Films that are perceived to say something important habitually bloat towards (or past) the three hour mark. Return to vinyl hasn’t dented interest in allowing albums to stretch and expand towards full CD capacity.
On his debut album for the Dead Oceans label, Greg Mendez offers endearingly melancholy salve for anyone who is struggling to cope with too much content and incoming data: seemingly immune to tunes that pass the three minute mark, and featuring plenty of offerings that conclude in under two, Beauty Land breezes through 14 songs in barely half an hour.
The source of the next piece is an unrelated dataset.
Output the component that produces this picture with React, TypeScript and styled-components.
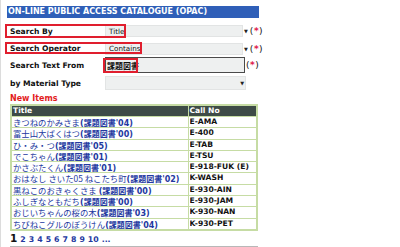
import React from "react";
import styled, { createGlobalStyle } from "styled-components";

const Global = createGlobalStyle`
  html, body { margin: 0; padding: 0; background: #fff; }
  body { font-family: "DejaVu Sans", Verdana, "Noto Sans CJK JP", sans-serif; }
`;

const Page = styled.div`
  width: 400px;
  height: 247px;
  box-sizing: border-box;
  padding: 6px 0 0 6px;
  border-left: 1px solid #dcdcdc;
  overflow: hidden;
  position: relative;
`;

const Header = styled.div`
  width: 251px;
  height: 12px;
  background: #2f5fb8;
  color: #fff;
  font-weight: bold;
  font-size: 8px;
  line-height: 12px;
  padding-left: 1px;
  white-space: nowrap;
  overflow: hidden;
`;

const Form = styled.div`
  display: flex;
  flex-direction: column;
`;

const Row = styled.div<{ $top: number; $h: number }>`
  position: relative;
  display: flex;
  align-items: center;
  margin-top: ${(p) => p.$top}px;
  height: ${(p) => p.$h}px;
`;

const Label = styled.div`
  width: 95px;
  padding-left: 3px;
  font-weight: bold;
  font-size: 7.6px;
  color: #111;
  white-space: nowrap;
`;

const SelectBox = styled.div<{ $w: number; $h: number }>`
  width: ${(p) => p.$w}px;
  height: ${(p) => p.$h}px;
  box-sizing: border-box;
  background: #eef0f0;
  border: 1px solid #e2e4e4;
  display: flex;
  align-items: center;
  font-size: 7.2px;
  color: #111;
  padding-left: 3px;
  white-space: nowrap;
`;

const Arrow = styled.span`
  font-size: 5px;
  color: #222;
  margin: 0 1px 0 1px;
`;

const TextInput = styled.div`
  width: 140px;
  height: 16px;
  box-sizing: border-box;
  background: #eef0f0;
  border: 1px solid #4a4a4a;
  display: flex;
  align-items: center;
  padding-left: 1px;
  font-size: 8px;
  font-family: "Noto Sans CJK JP", sans-serif;
  font-weight: bold;
  color: #111;
`;

const Required = styled.span`
  font-size: 9px;
  color: #111;
  margin-left: 1px;
  letter-spacing: 0.5px;
  & b { color: #e0204a; font-weight: bold; }
`;

const Mark = styled.div<{ $l: number; $t: number; $w: number; $h: number }>`
  position: absolute;
  left: ${(p) => p.$l}px;
  top: ${(p) => p.$t}px;
  width: ${(p) => p.$w}px;
  height: ${(p) => p.$h}px;
  box-sizing: border-box;
  border: 2px solid #e01e2e;
  pointer-events: none;
`;

const Section = styled.div`
  margin-top: 3px;
  height: 11px;
  padding-left: 3px;
  color: #e31c1c;
  font-weight: bold;
  font-size: 8px;
  line-height: 11px;
`;

const Table = styled.table`
  margin-top: 0;
  margin-left: 3px;
  width: 248px;
  border-collapse: collapse;
  border: 2px solid #c6dca4;
  table-layout: fixed;
`;

const Th = styled.th`
  background: #3e4b47;
  color: #fff;
  text-align: left;
  font-weight: bold;
  font-size: 7.6px;
  height: 10px;
  line-height: 10px;
  padding: 0 1px;
  border: 1px solid #c6dca4;
`;

const Td = styled.td`
  padding: 0 1px;
  border: 1px solid #c6dca4;
`;

const Cell = styled.div<{ $link?: boolean }>`
  height: 10.3px;
  line-height: 10.3px;
  overflow: hidden;
  white-space: nowrap;
  color: ${(p) => (p.$link ? "#2338a0" : "#111")};
  font-weight: bold;
  font-size: ${(p) => (p.$link ? "8px" : "7.6px")};
`;

const Kana = styled.span`
  font-family: "Noto Sans CJK JP", sans-serif;
  font-weight: normal;
  font-size: 8.4px;
`;

const Tag = styled.span`
  font-family: "DejaVu Sans", "Noto Sans CJK JP", sans-serif;
`;

const Pager = styled.div`
  margin-top: 1px;
  padding-left: 3px;
  height: 12px;
  display: flex;
  align-items: baseline;
  gap: 3px;
  font-weight: bold;
  font-size: 7.8px;
  color: #2338a0;
  white-space: nowrap;
`;

const Current = styled.span`
  color: #111;
  font-size: 10.5px;
`;

const Rule = styled.div`
  margin-top: 2px;
  margin-left: 3px;
  width: 248px;
  height: 1px;
  background: #b8b8b8;
`;

const rows: { name: string; tag: string; call: string }[] = [
  { name: "きつねのかみさま", tag: "(課題図書'04)", call: "E-AMA" },
  { name: "富士山大ばくはつ", tag: "(課題図書'00)", call: "E-400" },
  { name: "ひ・み・つ", tag: "(課題図書'05)", call: "E-TAB" },
  { name: "でこちゃん", tag: "(課題図書'01)", call: "E-TSU" },
  { name: "かさぶたくん", tag: "(課題図書'01)", call: "E-918-FUK (E)" },
  { name: "おはなし さいた05 ねこたち町", tag: "(課題図書'02)", call: "K-WASH" },
  { name: "黒ねこのおきゃくさま\u00a0", tag: "(課題図書'00)", call: "E-930-AIN" },
  { name: "ふしぎなともだち", tag: "(課題図書'00)", call: "E-930-JAM" },
  { name: "おじいちゃんの桜の木", tag: "(課題図書'03)", call: "K-930-NAN" },
  { name: "ちびねこグルのぼうけん", tag: "(課題図書'04)", call: "K-930-PET" },
];

export default function App() {
  return (
    <>
      <Global />
      <Page>
        <Header>ON-LINE PUBLIC ACCESS CATALOGUE (OPAC)</Header>
        <Form>
          <Row $top={6} $h={14}>
            <Label>Search By</Label>
            <SelectBox $w={138} $h={12}>Title</SelectBox>
            <Arrow>▼</Arrow>
            <Required>
              (<b>*</b>)
            </Required>
            <Mark $l={-2} $t={0} $w={121} $h={14} />
          </Row>
          <Row $top={4} $h={13}>
            <Label>Search Operator</Label>
            <SelectBox $w={138} $h={12}>Contains</SelectBox>
            <Arrow>▼</Arrow>
            <Required>
              (<b>*</b>)
            </Required>
            <Mark $l={-2} $t={0} $w={137} $h={12} />
          </Row>
          <Row $top={2} $h={16}>
            <Label>Search Text From</Label>
            <TextInput>課題図書</TextInput>
            <Required>
              (<b>*</b>)
            </Required>
            <Mark $l={96} $t={1} $w={35} $h={15} />
          </Row>
          <Row $top={3} $h={14}>
            <Label>by Material Type</Label>
            <SelectBox $w={141} $h={14}>
              <span style={{ flex: 1 }} />
              <Arrow>▼</Arrow>
            </SelectBox>
          </Row>
        </Form>
        <Section>New Items</Section>
        <Table>
          <colgroup>
            <col style={{ width: "177px" }} />
            <col />
          </colgroup>
          <thead>
            <tr>
              <Th>Title</Th>
              <Th>Call No</Th>
            </tr>
          </thead>
          <tbody>
            {rows.map((r) => (
              <tr key={r.name}>
                <Td>
                  <Cell $link>
                    <Kana>{r.name}</Kana>
                    <Tag>{r.tag}</Tag>
                  </Cell>
                </Td>
                <Td>
                  <Cell>{r.call}</Cell>
                </Td>
              </tr>
            ))}
          </tbody>
        </Table>
        <Pager>
          <Current>1</Current>
          {["2", "3", "4", "5", "6", "7", "8", "9", "10", "..."].map((n) => (
            <span key={n}>{n}</span>
          ))}
        </Pager>
        <Rule />
      </Page>
    </>
  );
}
This could suggest an inability to develop ideas to their
full fruition, and there are times here when beautiful embryonic ideas
are extinguished criminally early: the heartbreakingly desolate,
keyboard-led miniature “Frog” (just ‘’please forgive me for all my
faults’’ delivered over the loneliest melody imaginable in a voice
cracking with regret) being an obvious case in point. Elsewhere,
however, Beauty Land manages to make a virtue of the urgent rush to move to the next song as quickly as possible that characterises the album.
Recorded almost entirely alone in Mendez’s home studio, Beauty Land
evidences the Philadelphia-based songwriter’s ability to craft
compellingly layered, melodically rich miniatures with the barest of
tools. The video for the misleading jaunty opening track “I Wanna Be
Pretty” finds Mendez venturing suburban streets in solitude in the
divide between late night and very early morning, surrounded by symbols
of cosily stable and secure lifeforms whilst decidedly detached from
them. The visuals provide a perfect shorthand for the wry yet heartfelt
isolation of the lyrics, which find the protagonist working a
low-prospect job (to fund a stubborn music habit, maybe) and getting
robbed on the way home late at night, ‘’when only people like me are
out’’.
The general vibe of downtrodden resignation, the
unobtrusively light-touch yet delicately ornate arrangements and
Mendez’s woundedly resonant near-falsetto voice can’t help but bring to
mind Elliott Smith. Whilst songs like “Everybody Wants to Be Your Friend
(Except Me)” certainly venture close to Smith’s terrain, the moments
when the songs are allowed more wiggle room to bloom and expand prove
that Mendez has a musical identity of his own. For evidence, see how the
initially plainly strummed “No Evil” sparks into a homespun symphony of
ricocheting vocal parts, or how “So Mean” gradually stretches out into
an understated slice of euphorically swirling chamber pop. More of this,
and Beauty Land would have been absolutely essential.